HOUSTON -- The Federal Communications Commission is pushing 911 call centers around the country to upgrade systems and allow people to text 911. The idea is one borne of tragedy, but many who answer those calls are concerned about the technical obstacles that come with allowing the public to text their cries for help.
Nearly 9,000 calls for help stream into the Houston Emergency Center every day, and close to 80 percent of those calls come from cellphones. These figures would indicate texting 911 would be a natural, if not an easy, progression of our emergency response systems.
"There may be what we all perceive as benefits," said Sonya Lopez-Clauson with Greater Harris County 911. "But they're actually a lot more challenges."
The FCC began pushing the idea of Next Generation 911 after the Virginia Tech massacre in April 2007. Many of the students on campus feared the gunman would hear them making a call, so they sent desperate texts to 911. None of those texts were received because 911 call centers were not equipped to receive text messages.
However, Clauson said allowing 911 call centers to accept texts is a massive technical undertaking. The first concern is reliability.
"There's no guarantee the text is even going to go through," said Clauson
We've all sent a text message that didn't make it; in an emergency, that can be fatal. Clauson said the next challenge is finding the person sending the text. With landlines, 911 can immediately pinpoint a caller's address, with a cellphone dispatchers can get close to a caller's location, but with a text, that's not a possibility yet.

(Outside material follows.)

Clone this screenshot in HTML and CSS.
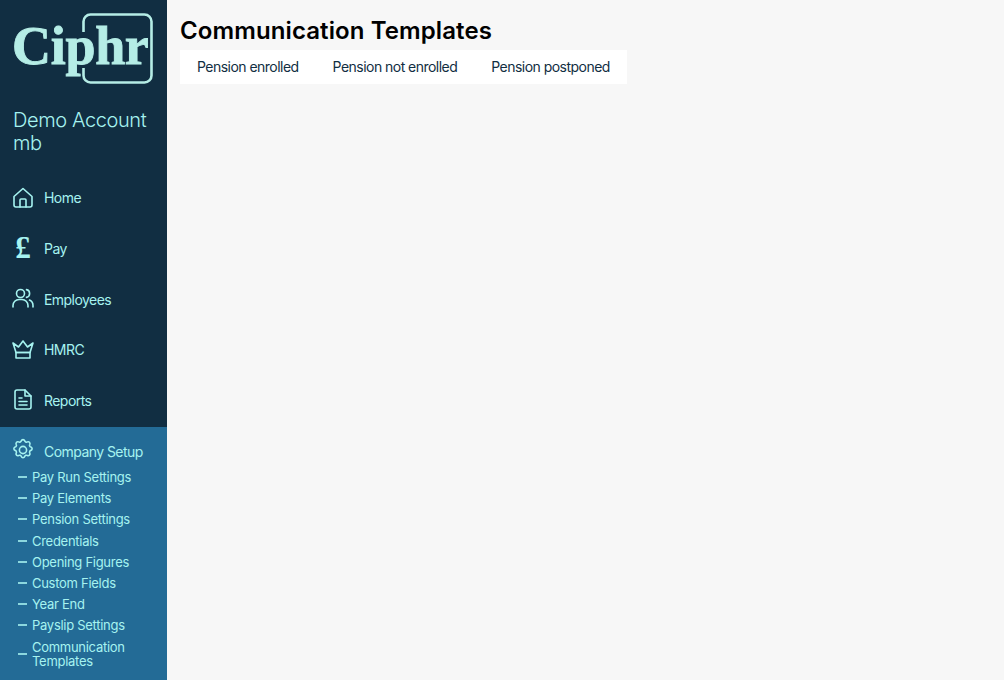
FILE: index.html
```html
<!DOCTYPE html>
<html lang="en">
<head>
  <meta charset="UTF-8" />
  <title>Communication Templates</title>
  <link rel="stylesheet" href="styles.css">
</head>
<body>
  <div class="layout">
    <aside class="sidebar">
      <div class="logo">
        <span class="logo-text">Ciphr</span>
        <svg class="logo-box" width="72" height="72" viewBox="0 0 72 72" fill="none" stroke="#b5ede6" stroke-width="2.6">
          <path d="M1.500 19V8.500a7 7 0 0 1 7-7h54a7 7 0 0 1 7 7v54a7 7 0 0 1-7 7h-54a7 7 0 0 1-7-7V55" />
        </svg>
      </div>
      <div class="account-name">Demo Account mb</div>

      <nav class="nav">
        <a class="nav-item">
          <svg class="nav-icon" viewBox="0 0 24 24"><path d="M3 10.500 12 2.500l9 8V19a2 2 0 0 1-2 2H5a2 2 0 0 1-2-2z" /><path d="M9 21v-7a1 1 0 0 1 1-1h4a1 1 0 0 1 1 1v7" /></svg>
          Home
        </a>
        <a class="nav-item">
          <span class="nav-icon pound">£</span>
          Pay
        </a>
        <a class="nav-item">
          <svg class="nav-icon" viewBox="0 0 24 24"><circle cx="9.500" cy="6.500" r="4" /><path d="M2 20v-1.500a6 6 0 0 1 6-6h3a6 6 0 0 1 6 6V20" /><path d="M15.500 2.600a4 4 0 0 1 0 7.800" /><path d="M22 20v-1.500a6 6 0 0 0-3.500-5.400" /></svg>
          Employees
        </a>
        <a class="nav-item">
          <svg class="nav-icon" viewBox="0 0 24 24"><path d="M5 14.500 2 5l5.500 4L12 3l4.500 6L22 5l-3 9.500z" /><path d="M5 14.500h14V20H5z" /></svg>
          HMRC
        </a>
        <a class="nav-item">
          <svg class="nav-icon" viewBox="0 0 24 24"><path d="M14 2H6a2 2 0 0 0-2 2v15a2 2 0 0 0 2 2h12a2 2 0 0 0 2-2V8z" /><path d="M14 2v6h6" /><path d="M8 10h3M8 13.500h8M8 17h8" /></svg>
          Reports
        </a>
      </nav>

      <div class="setup">
        <a class="nav-item setup-head">
          <svg class="nav-icon" viewBox="0 0 24 24"><circle cx="12" cy="12" r="3.600" /><path d="M10.300 2.800a1.800 1.800 0 0 1 3.400 0 1.800 1.800 0 0 0 2.700 1.100 1.800 1.800 0 0 1 2.400 2.400 1.800 1.800 0 0 0 1.100 2.700 1.800 1.800 0 0 1 0 3.400 1.800 1.800 0 0 0-1.100 2.700 1.800 1.800 0 0 1-2.400 2.400 1.800 1.800 0 0 0-2.700 1.100 1.800 1.800 0 0 1-3.400 0 1.800 1.800 0 0 0-2.700-1.100 1.800 1.800 0 0 1-2.400-2.400 1.800 1.800 0 0 0-1.100-2.700 1.800 1.800 0 0 1 0-3.400 1.800 1.800 0 0 0 1.100-2.700 1.800 1.800 0 0 1 2.400-2.400 1.800 1.800 0 0 0 2.700-1.100z" /></svg>
          Company Setup
        </a>
        <ul class="sub-list">
          <li>Pay Run Settings</li>
          <li>Pay Elements</li>
          <li>Pension Settings</li>
          <li>Credentials</li>
          <li>Opening Figures</li>
          <li>Custom Fields</li>
          <li>Year End</li>
          <li>Payslip Settings</li>
          <li>Communication Templates</li>
        </ul>
      </div>
    </aside>

    <main class="content">
      <h1 class="title">Communication Templates</h1>
      <div class="tabs">
        <a class="tab">Pension enrolled</a>
        <a class="tab">Pension not enrolled</a>
        <a class="tab">Pension postponed</a>
      </div>
    </main>
  </div>
</body>
</html>
```
FILE: styles.css
```css
html, body {
  height: 100%;
}

body {
  margin: 0;
  background-color: #f7f7f7;
  color: #112e42;
  font-family: Inter, "Open Sans", sans-serif;
  overflow: hidden;
}

.layout {
  display: flex;
  height: 680px;
}

.sidebar {
  width: 167px;
  flex-shrink: 0;
  display: flex;
  flex-direction: column;
  background-color: #112e42;
  color: #a6f3f0;
}

.logo {
  position: relative;
  height: 84px;
  margin-bottom: 25px;
}

.logo-text {
  position: absolute;
  left: 12px;
  top: 15px;
  font-family: "Liberation Serif", serif;
  font-weight: bold;
  font-size: 54px;
  line-height: 62px;
  letter-spacing: -0.3px;
  color: #b5ede6;
  -webkit-text-stroke: 0.9px #b5ede6;
}

.logo-box {
  position: absolute;
  left: 82px;
  top: 13px;
}

.account-name {
  padding: 0 13px;
  font-size: 20px;
  line-height: 23px;
  letter-spacing: -0.4px;
  font-weight: 300;
  margin-bottom: 17.4px;
}

.nav {
  display: flex;
  flex-direction: column;
  margin-bottom: 1.6px;
}

.nav-item {
  display: flex;
  align-items: center;
  gap: 9px;
  height: 50.7px;
  padding-left: 11px;
  font-size: 14px;
  letter-spacing: -0.55px;
}

.nav-icon {
  width: 24px;
  height: 24px;
  flex-shrink: 0;
  fill: none;
  stroke: #a6f3f0;
  stroke-width: 1.6;
  stroke-linecap: round;
  stroke-linejoin: round;
}

.pound {
  font-family: "Liberation Serif", serif;
  font-weight: bold;
  font-size: 31px;
  line-height: 24px;
  letter-spacing: 0;
  text-align: center;
}

.setup {
  flex: 1;
  background-color: #236b96;
}

.setup-head {
  height: 39px;
  padding-top: 10px;
  box-sizing: border-box;
}

.setup-head .nav-icon {
  margin-top: -3px;
}

.sub-list {
  list-style: none;
  margin: 0;
  padding: 0 30px 0 18px;
  font-size: 13px;
  line-height: 14px;
  letter-spacing: -0.28px;
}

.sub-list li {
  display: flex;
  align-items: center;
  gap: 5px;
  padding: 3.6px 0;
}

.sub-list li::before {
  content: "";
  width: 9px;
  height: 2px;
  flex-shrink: 0;
  background-color: #a6f3f0;
  opacity: 0.8;
}

.content {
  flex: 1;
  padding: 16px 13px;
}

.title {
  margin: 0 0 4px;
  color: #000;
  font-size: 24px;
  line-height: 30px;
  font-weight: 600;
  letter-spacing: 0.1px;
}

.tabs {
  display: inline-flex;
  background-color: #fff;
}

.tab {
  padding: 9px 17px;
  font-size: 14px;
  line-height: 15.500px;
  letter-spacing: -0.53px;
}
```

A problem compounded by the fact that, in our area, there are 40 911 call centers covering 49 cities in two counties.
"There's no guarantee that it's going to route to the proper 911 call center," said Clauson. "What if they're answered at Houston 911, but they actually need to be transferred to Bellaire? How are we going to transfer that text?"
That brings up the problem of time.
"Spend time typing a message, waiting to see if the caller receives the message," said Clauson.
In an emergency, seconds are crucial. Clauson worries with text messages, call takers will spend precious minutes pulling detailed information out of a person that would normally only take seconds with a phone conversation.
Clauson said another problem is personal connection. Emergency call takers are trained to pick up on voice cues, background noises or anything out of the ordinary. With a text, call takers will have to work harder to determine if a call is true emergency or a hoax.
"We're going to have a big challenge with the abuse to 911," said Clauson.
Clauson said these are all problems a task force has been working on for the past few years, along with upgrading the system. While 911 texting will eventually become a reality, it's still up to the individual to decide how they want to call for help.
"Just because you can text your friends, it may not be a good thing to text 911," said Clauson.
Clauson adds texting to 911 is still several years away from being implemented. In the interim, dozens of police and fire departments and private companies are weighing in on this issue.
In February the National 911 Industry Alliance came out in favor of texting 911, but urged the government to come up with a standardized system. Alliance officials wrote that not to have a standardized system "will be gambling with the public's safety and security.